The new law requires more. New EPTL §7-1.18 provides that “[f]or purposes of this section … transfer is not accomplished by recital of assignment.” However, specific statutory guidance is provided only with respect to RIVTs in which the grantor is also the sole trustee. Here, effective transfers require that (i) titles of bank accounts be changed; (ii) stocks be reregistered; and (iii) real estate be transferred and the deed be recorded. Failure to adhere to these formalities will render the transfers ineffective.

If the grantor is not the sole trustee, the  transfer would probably be deemed complete under the new statute provided the grantor delivers the assets to the trustee with the intent to make a transfer in trust. Nevertheless, adhering to the more stringent requirements appears to be preferable: reregistering the assets and transferring title to real estate while the grantor is alive are fairly simple tasks. After the grantor’s death, these tasks become procedurally more difficult and more time consuming.

What if the grantor dies having validly executed a RIVT, but before having legally transferred property into the trust? Disposition of those assets will not be governed by the RIVT, which property would instead pass by Will or intestacy. This problem can be avoided by drafting a Will containing dispositive provisions identical to those contained in the RIVT with respect to the property intended to be transferred to the RIVT. However, since a Will may amend an existing RIVT, it is best to execute the Will first in this situation.

It is not necessary to amend a preexisting Will after the property transfers have been made to the RIVT since a Will can only dispose of property within the probate estate. Property effectively transferred to a RIVT is no longer within the probate estate. Put another way, an ineffective devise does not affect the validity of a Will. Still, executing a codicil in this situation does no harm, and may well mollify the testator. (Thus, the proverbial devise of the Brooklyn Bridge to heirs is ineffective, but will not invalidate the Will — although it might raise questions of testamentary capacity.)

Some tangible property, such as a coin collection, cannot be registered. In this situation, an instrument of assignment must be prepared which describes the asset with particularity. Although trusts funded prior to December 25, 1997 will be governed by prior law, it is probably advisable to comply with the more rigorous funding requirements under the new law even with respect to previously executed RIVTs.

Another advantage of the RIVT is that a challenge based on mental competence, to be successful, would probably be required during the grantor’s lifetime, when he could still defend against such a challenge. Being a contract, courts may require a lower degree of mental capacity to execute a RIVT. In any event, a challenge to a RIVT based on mental capacity after the grantor’s death (which is when it would most likely come from frustrated heirs) would probably be viewed by a court with considerable skepticism, given the likely passage of time since the trust’s execution.

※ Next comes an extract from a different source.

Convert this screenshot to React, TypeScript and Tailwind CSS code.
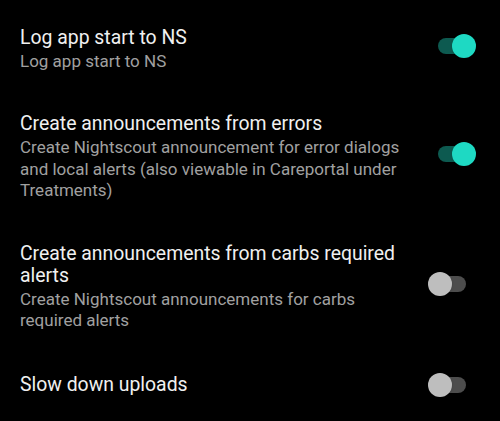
import React from 'react';

type Pref = { title: string; summary?: string; on: boolean };

const prefs: Pref[] = [
  { title: 'Log app start to NS', summary: 'Log app start to NS', on: true },
  {
    title: 'Create announcements from errors',
    summary:
      'Create Nightscout announcement for error dialogs and local alerts (also viewable in Careportal under Treatments)',
    on: true,
  },
  {
    title: 'Create announcements from carbs required alerts',
    summary: 'Create Nightscout announcements for carbs required alerts',
    on: false,
  },
  { title: 'Slow down uploads', on: false },
];

// Material-style switch: short track, thumb overhanging both ends.
const Switch = ({ on, lifted }: { on: boolean; lifted: boolean }) => (
  <div className={`relative w-[48px] h-[24px] shrink-0 ${lifted ? 'mb-[6px]' : ''}`}>
    <div
      className={`absolute left-[10px] top-[4px] w-[28px] h-[16px] rounded-full ${
        on ? 'bg-[#0d5a50]' : 'bg-[#4d4d4d]'
      }`}
    />
    <div
      className={`absolute top-0 w-[24px] h-[24px] rounded-full shadow ${
        on ? 'left-[24px] bg-[#1ed9c3]' : 'left-0 bg-[#bebebe]'
      }`}
    />
  </div>
);

export default function App() {
  return (
    <div
      className="w-[500px] h-[421px] bg-black overflow-hidden pt-[6px]"
      style={{ fontFamily: 'Roboto, "Noto Sans", sans-serif' }}
    >
      {prefs.map((p) => (
        <div key={p.title} className="flex items-center gap-4 pl-5 pr-6 py-[20.5px]">
          <div className="flex-1 min-w-0">
            <div className="text-[19.4px] leading-[22px] text-[#f0f0f0]">{p.title}</div>
            {p.summary && (
              <div className="text-[17px] leading-[21.5px] text-[#a0a0a0] mt-[2px]">{p.summary}</div>
            )}
          </div>
          <Switch on={p.on} lifted={!!p.summary} />
        </div>
      ))}
    </div>
  );
}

Another problem associated with RIVTs was posed by EPTL §10-10.1, which prohibits a trustee from making discretionary distributions to himself. This severely limited the utility of RIVTs, since the grantor and trustee of a RIVT were often the same person. To avoid this problem, RIVTs were required to name two trustees, one of whom could still make discretionary distributions to the grantor-trustee. The new law amends the above section to the extent that the bar against discretionary lifetime distributions does not apply if the trustee also has the power to revoke the trust. By definition, this condition is always met with RIVTs.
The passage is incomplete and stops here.